News stories should come with warning labels, study finds

An MIT study found that warning labels on news stories posted online had the effect of users believing that everything which wasn’t labeled false was true.

Libby Emmons Brooklyn NY

An MIT study found that warning labels on news stories posted online had the effect of users believing that everything which wasn’t labeled false was true. Warning labels on stories came into being after the 2016 election as a result of progressives feeling that Trump was only elected because the populace was so stupid that they believed the misinformation they saw in online fake news. They wanted the scourge to be stopped. Warning labels have emerged as one of the answers. Finally! A way to cleanse the rubes of their predilection for falsehoods. But as it turns out, warning labels on news content are not super effective.

The MIT study fed news consumers a selection of stories that either featured no warning labels, only false warning labels on some of the stories, or had a mix of true and false labels. When faced with the experiment where there were only false labels, something called the “implied truth effect” came to bear, meaning that readers assumed that anything not tagged false was true.

When there were no labels, users were 29.8 percent likely to share false stories. This dropped to 16.1 percent false story shares when there was a false label attached. That’s a drop of 13.7 percent, sure, but it didn’t eliminate the problem entirely. Even with news stories blatantly tagged as false, users shared them. Once the “implied truth effect” kicked in, where readers assumed that anything that wasn’t labeled false was necessarily true, they shared 36.2 percent of the stories that were not labeled, simply assuming that they were true.

Researchers somehow concluded that this means there should be more labels on content not less.

“If, in addition to putting warnings on things fact-checkers find to be false, you also put verification panels on things fact-checkers find to be true, then that solves the problem,” says Professor David Rand, who co-authored the study, “because there’s no longer any ambiguity. If you see a story without a label, you know it simply hasn’t been checked.”

Where he sees a decline in ambiguity, I see a sharp increase.

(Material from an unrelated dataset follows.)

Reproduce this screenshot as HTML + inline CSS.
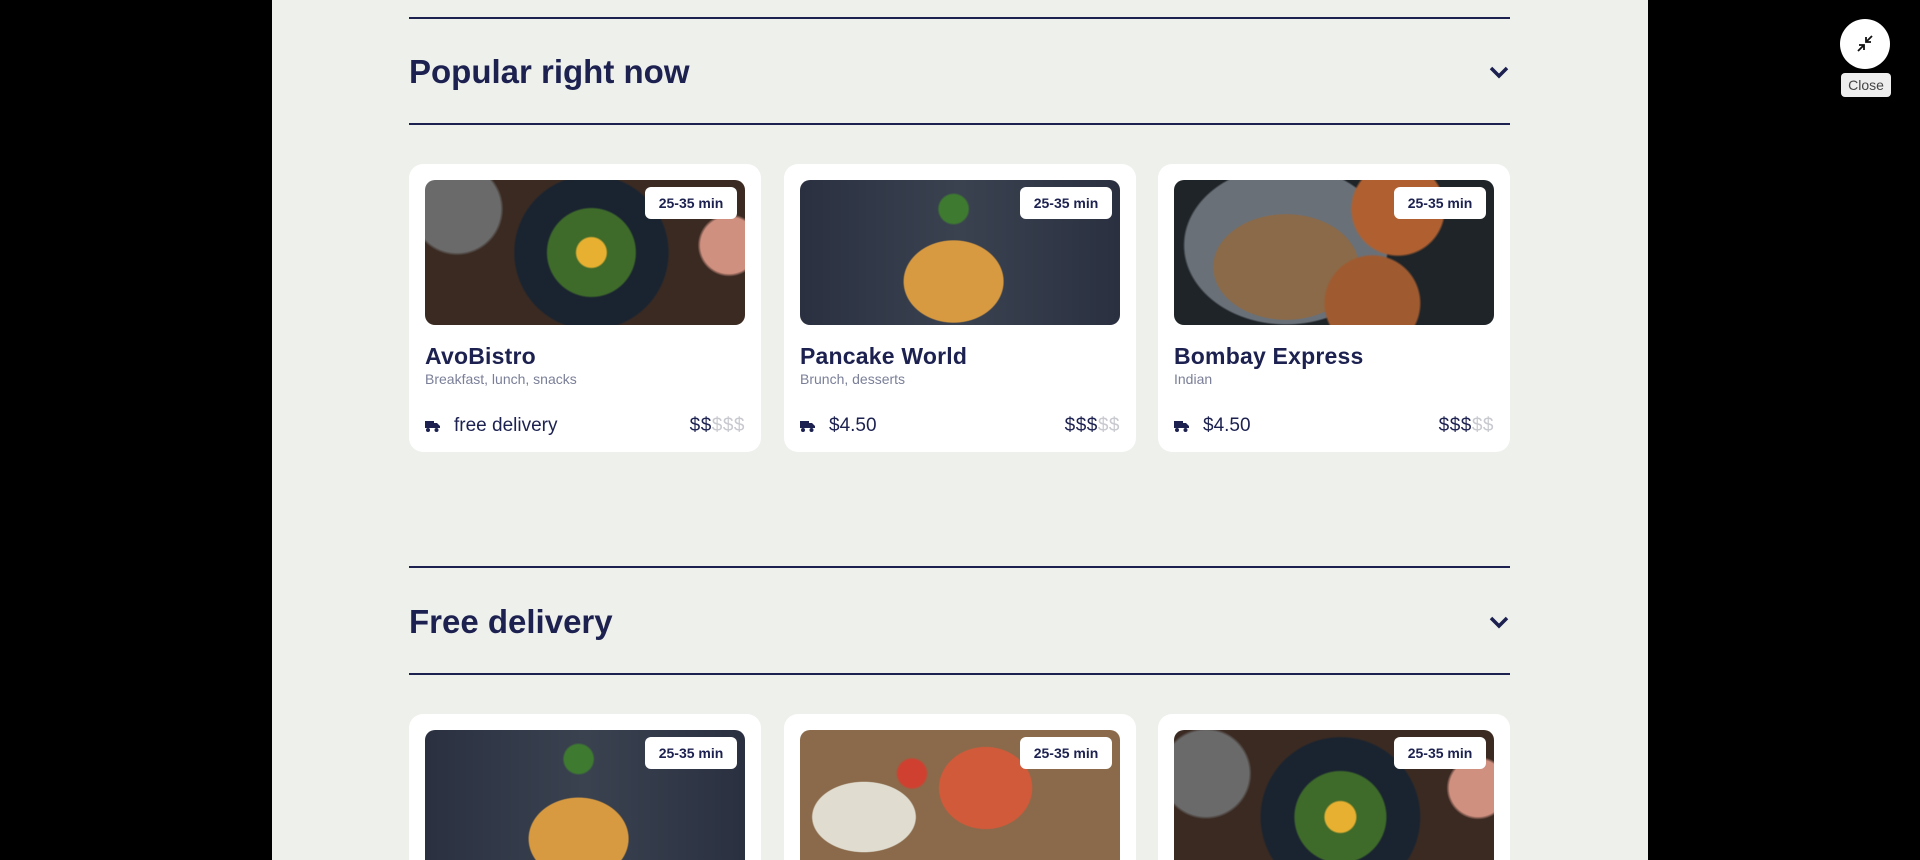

While some users were likely to share false stories without warning labels, there were some users who were also likely to share false stories that were tagged false. This is primarily a result of a person believing a story to be true despite it having been labeled by a nameless, faceless, expert as false. The idea is that a person will not trust the source of the label more than they will trust their own understanding, their own bias.

While the researchers find fault with that, I think that is a positive. When faced with a random, faceless, expert’s opinion on the truth or falsehood of a news story, users will make their own determination. If anything, what this study tells us is not that users are unduly influenced by their own bias, but that any combination of labels, whether a smattering of true and false, or only false, create skewed results. Best to take our chances with readers and their unquantifiable biases than try to control their behaviour and perspectives by applying content warnings at all.

Twitter came up with the not-so-brilliant plan to use verified accounts to confirm data, and then to give scores to those accounts based on how often they got the labeling correct, which correctness would be determined by how many of the verified verifiers verified the information as correct. Instead of advocating for people to think for themselves and not give into a herd mentality, people would be shepherded by blue check marks into all thinking the same thing. But verified verifiers are not going to be right all the time, and giving them the key to the kingdom of veracity only to have them jam the lock now and then will cripple whatever effectiveness the platforms thought they would have in the first place.

Additionally, no social media platform or collection of researchers have given any insight as to how these experts would be selected in a way that is bias-proof. If there’s anything social media companies have shown us through their bans and suspensions, it’s that they don’t know how to tell what’s real any more than these fake news sharing users do.

Neither social media fact checkers nor machine learning algorithms should be verifying information for us. Instead, individuals should be prepared to do the heavy lifting of discerning truth from fiction. We do not need experts to quantify reality for us.